“Hope is a good thing, Mr. President, for without it we might as well die. So, I choose to hope. During your final term in office, Mr. President, I look forward to your renewed leadership that will return us back on course to constitutional governance. You know the fundamental change that you promised Uganda.
I look forward, Mr. President, to your final-term presidential leadership, which you will execute through a genuine decentralised system of governance, where the Uganda constitutional requirement for regular holding of lower local council elections is upheld in the same way as the holding of presidential and parliamentary elections are upheld.
Mr. President, I look forward in hope that the lower councils, particularly the village councils, will once again, during your final term and beyond, flourish as the foundation of a genuine participatory and bottom-up governance system for Uganda.
I pray that the lower councils will be respected and listened to by the sitting president of Uganda, you and your successors to come; and once again fully functioning lower councils will be the yardstick that legitimates presidential leadership.
With you back on course, exercising your leadership of Uganda within the ethos of constitutional governance, broad based participatory governance, and with you clearly sending out signals for your retirement the media will inevitably change their reporting of you, I promise Mr. President.”
This text above is extracted from what I wrote in 2016 in “Letter to President Museveni.” And sadly, it remains valid today.
Until we return back to the ethos of genuine bottom-up participatory governance systems via our local council elected leaders (LCs) from village to the top, all resources currently being ploughed into the fight against corruption are a waste.
The current status quo in which the decentralisation process was halted and foiled, as demonstrated by non-holding of LCs elections for decades, is among the biggest failures of President Museveni and his National Resistance Movement administration of Uganda.
Non-holding of LCs elections for decades is among the root causes and the foundation on which wide spread corruption is nurtured in Uganda.
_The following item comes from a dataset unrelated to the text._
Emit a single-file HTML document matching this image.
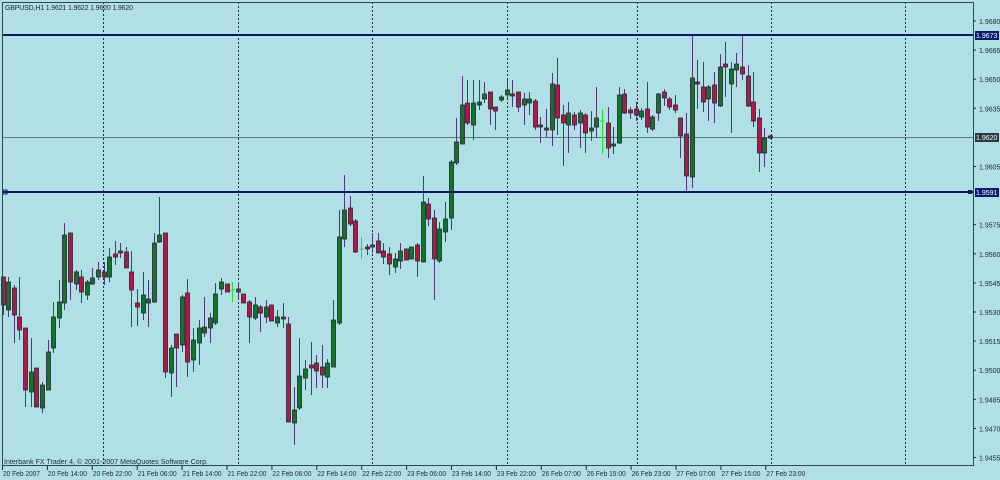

The LCs elected decades ago are no longer the people’s choice, but are imposed upon the people by central government.
In my ancestral village, Kadoki in Akadot Parish in Pallisa Sub-County in Pallisa District, the one who was elected Village Chairperson is reportedly no longer resident in the village; and the one whom he made his Vice Chairperson, is automatically governing in his stead. And what a horrible job the latter is doing.
Many in our village, including me, are the more capable to govern our village in a manner that brings prosperity, improved quality of life and dignity to our home area, but we are frustrated by the continuous postponement of LCs elections.
Non-holding of lower LCs elections is a a major contributor to the findings of the AFROBAROMETER study, “Citizen’s commitment to democracy and its perceived full supply in Uganda 2012-2024,” that:
“Ugandans are far less satisfied with how democracy works in their country.”
Indeed, if democracy were working well in our country, with a functional decentralised system of governance, the huge sums of money being utilised this week on the “Public Service Leaders’ Introspection Retreat of Ministers, Permanent Secretaries, and Members of the National Resistance Movement’s top leadership at the National Leadership Institute in Kyankwanzi,” would not be utilised as such.
It is totally unnecessary and wasteful to spend such huge sums of money for, to borrow Advocate Isaac Ssemakadde’s characterisation of our out-of-touch top leaders, “fat cats”, to talk about what they are paid to do, should be doing and are not doing.
As reported by Egale Online, the theme for the retreat is: “Answering the Citizens’ Call: Improved Service Delivery for Social and Economic Transformation.” What is this, if not a mockery of us the citizens denied our official channels, the LCs, to hold our elected national leaders and appointed technocrats to account.
The huge sums of resources being spent on the seven-day retreat should have been better utilised to conduct lower LCs elections and to fund the functioning of bottom-up governance structures – the local governments, through which, ideally, “service delivery and social economic transformation” should be guaranteed.
Instead, the Parliament of Uganda, the people’s representatives, but who have shunned their roles and are out of touch, “fat cats”, are complicit with the Electoral Commission in legitimizing flimsy excuses of “there is no money to hold lower local council elections,” as reported by the media, including the Nile Post.